I always tell people I had a circular career path. Came to Chicago and sat down next to Larry Lujack, and laughed at his jokes, and fed him straight lines, and felt his muscle and told him how strong he was. I was 27, and it was the best job a girl could possibly have. Fast forward twenty years … and there I was, sitting next to John Landecker. Laughing at his jokes and feeding him straight lines, and feeling his muscle and telling him how strong he was. I was 47 … and that sidechick thing wasn’t nearly as satisfying. I struggled with that, and I suspect John did, too.
Rick: You were recently a part of the WLS Rewind over Memorial Day weekend. I listened most of the day and thoroughly enjoyed it. Then I watched the video Art Vuolo produced (www.vuolovideo.com) and enjoyed it all over again. In the video you look like you're having a great time. What was it like to get the old gang back together again?
Catherine: It was a hoot. Can I just say that Les Grobstein is exactly the same 20 years later? It tickled me. Of course I didn’t get to see Larry – he was doing the show from his home in New Mexico – but it was a delight to talk with him and Li’l Tommy and then later with Fred.
Interesting, doing the news in a 21st century way. Last time I worked in the WLS newsroom, we were using carbonless paper in our IBM Selectrics.
Rick: You were one of the few that managed to make the transition from the Rock of Chicago days to the talk radio format at WLS. Which one did you prefer and why?
Catherine: After years of doing the Larry Lujack Show and the Fred Winston Show … and even, after the format change, the Stacy Taylor Show … it was a thrill to finally be able to do the Catherine Johns Show. I loved being out of the sidechick role. And I really enjoyed the conversations with listeners. It’s amazing, the stories people tell! I relished the challenge of drawing out those great stories, and weaving together the calls that would make for the most compelling show. I also enjoy interviewing, and while I’d done a lot of that as a newsperson, having a guest on a talk show allowed for much more in-depth conversation.
But WLS was pretty hard-edged talk in those days, and that was difficult for me. The program director was all over me to be tougher (“Ya gotta be mean, CJ!”); that part, I didn’t love so much.
Rick: In the late-90s you and John Landecker did a music-based entertainment show together at WJMK. Recently you've done a few talk shows with John at WLS. How are those two experiences different?
Catherine: You never hear “My Girl” on WLS! And, John (photo) and I have a chance to actually have fun, without some program director shutting us up all the time. There’s obviously a lot more opportunity for listeners to get into the mix at a talk station – I like that a lot.
Also, the WLS shows are closer to a real partnership; I don’t feel so much like a second banana. It probably helps that I’m not reading the traffic (badly!) every 15 minutes as I was at WJMK.

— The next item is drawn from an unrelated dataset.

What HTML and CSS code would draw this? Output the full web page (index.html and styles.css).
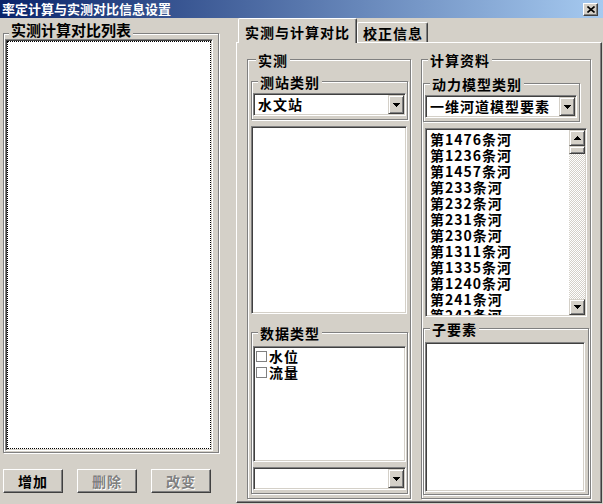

My sense is that if John and I could have done then what we’re doing now, it would have been a very successful morning show at Oldies 104.3. But then, maybe I’m crazy and the bosses were right. Maybe Oldies listeners really would rather hear “My Girl” one more time.
Rick: Of course, radio isn't your main gig anymore. Tell us about your business "Positive Changes" and has it lived up to it's name for you?
Catherine: I own the Positive Changes Hypnosis Center on Chicago’s north side, along with my partner Karen Hand (you remember her from B-96 and WCKG).
At Positive Changes ( www.positivechanges.com ), we work with people who want to lose weight, or stop smoking, or reduce stress, or relieve pain, or improve their sports performance, or … well, it’s a long list of changes people can make with hypnosis.
It’s thrilling to watch those changes happen – I can’t tell you how rewarding it is when clients begin to reach their potential. I love being part of that process for them.
And, certainly, it’s been a “positive change” for me! It’s also been a challenge. Karen and I are fundamentally performers (shown here with the Mike North morning show), not businesspeople. There’s been a lot to learn about running a business and marketing it and growing it. I have to say, I’ve enjoyed that too, even more than I thought I would.
Many of our clients are in some kind of transition – in their professional life or their personal life or both. It’s satisfying, working with them. I’m a big believer in reinventing oneself every so often. You know, leaving WLS was devastating. I’d been there for 18 years before somebody woke up one day and said, “I don’t think she’s that good.” Working at WLS was so much a part of my identity; it was very painful to lose that. And I truly couldn’t imagine myself doing anything other than radio. It’s all I’d ever done, since college, and I was sure I had no skills that anyone else in any other business would want. I would have done anything to get another radio gig.
It was a whole different deal when my time was up at WJMK. By then I was sure I had a long list of skills that people in many other businesses would want. And the jobs that were available to me in radio … well, I didn’t want to be on the radio that much. I went into corporate communication training, and did quite well. It was a very different world (I actually worked at a bank and wore a pin-striped suit!) but I dug that, too. I’d probably still be coaching professionals in communication skills, if Karen and I hadn’t decided to move forward with Positive Changes.
So Positive Changes is my third career, and that experience with Transition is really useful when I work with clients who can’t see all the possibilities that are open to them. I love helping them discover what they can do!
One more thing – in many ways, hypnosis uses exactly the same skills as radio. It’s all about voice and language and communication. As John says, it was either become a hypnotist … or go to work for one of those 1-900 sex lines.
Rick: If someone in radio offered you another full-time talk show would you take it, or do you consider your radio career part of your past?
Catherine: Why – do you know someone who’s looking?
Seriously, if you’d asked me a year ago, I would have said I’d never go back to radio. When people wondered if I missed radio, I always told them I missed some really good times we had – in 1983. But the business changed, and I changed – and I was happily looking at radio in the rearview mirror.
Doing the WLS shows with John has been so much fun; I’m reminded of what I loved about radio in the first place. So today … yes, if it were the right show, at the right time, with the right partner, I’d do it again.